On the Left Bank we found ourselves on rue Dauphine, a street I didn't remember. It's narrow with black stanchions on the sidewalk on the left side and a wider sidewalk on the right. The stanchions are to protect pedestrians from traffic and to encourage them to stay on the sidewalk which is often difficult to do. We crossed the street, continued a bit longer and then found a passage Dauphine which Marcia strode into. The walkway cut a diagonal from rue Dauphine to rue Mazarine. Not much there but a popular tea house.

Rue Mazarine, leads to the lively intersection with rue St.-André-des-Arts which kind of begins the Latin Quarter. The "Latin" of the Latin Quarter is there because until the middle of the 18th century Latin was the official language on the Left Bank. It was the language of scholarship and the University of Paris was centered there. It didn't change until the revolution.

Bus #96 took us, an utterly exhausted pair of middle aged senior citizens, home. By then the weather was changing and after a late dinner we forgot our evening walk and hit the sack at a reasonable hour.

Monday, May 14, 2001

I have a cold.

Nevertheless, we went over to the Champs Elysée for information on Conflans-Ste-Honorine. This is an town that lies at the intersection, or confluence of the rivers Seine and Oise. We had stopped there by boat but never got a chance to look at the town. We wanted to because of its history as a maritime center and for its museum.

Tired.

Ate out at A la Ville de Morlaix: chicken liver salad for appetizer and then canard confit, which is preserved duck legs with white beans.

Tuesday, May 15, 2001

I am ill with a cold/sinus condition. Miserable. One thing, though, since I used so much tissue we considered investing in Lotus, the manufacturer - only to find it was owned by Monoprix, the department/supermarket. Perhaps I should look into that firm.

Wednesday, May 16, 2001

Took the first pill in the a.m.
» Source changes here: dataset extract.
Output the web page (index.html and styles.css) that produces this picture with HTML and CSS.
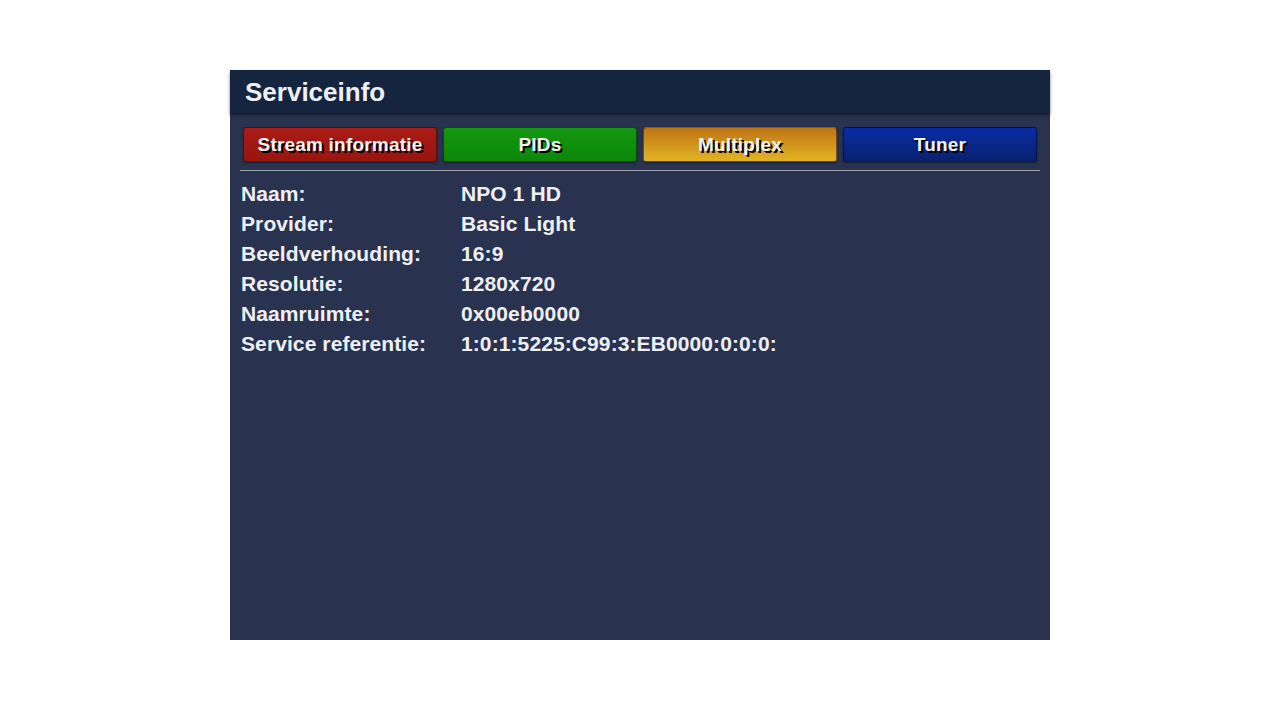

Anticipating a sinus problem, I had a prescription filled before I left. I should have started the medication two days ago.

Marcia visited the Musée Jacquemart-André and enjoyed herself while her poor husband had to go out in the chilly Paris weather to buy a gross of tissues. I probably should have gone with her because it wasn't just a another house with some art, which it did have. But it also had walls that were built to lower in the floor, making a small music room, for example, into a spacious chamber for a party and dancing.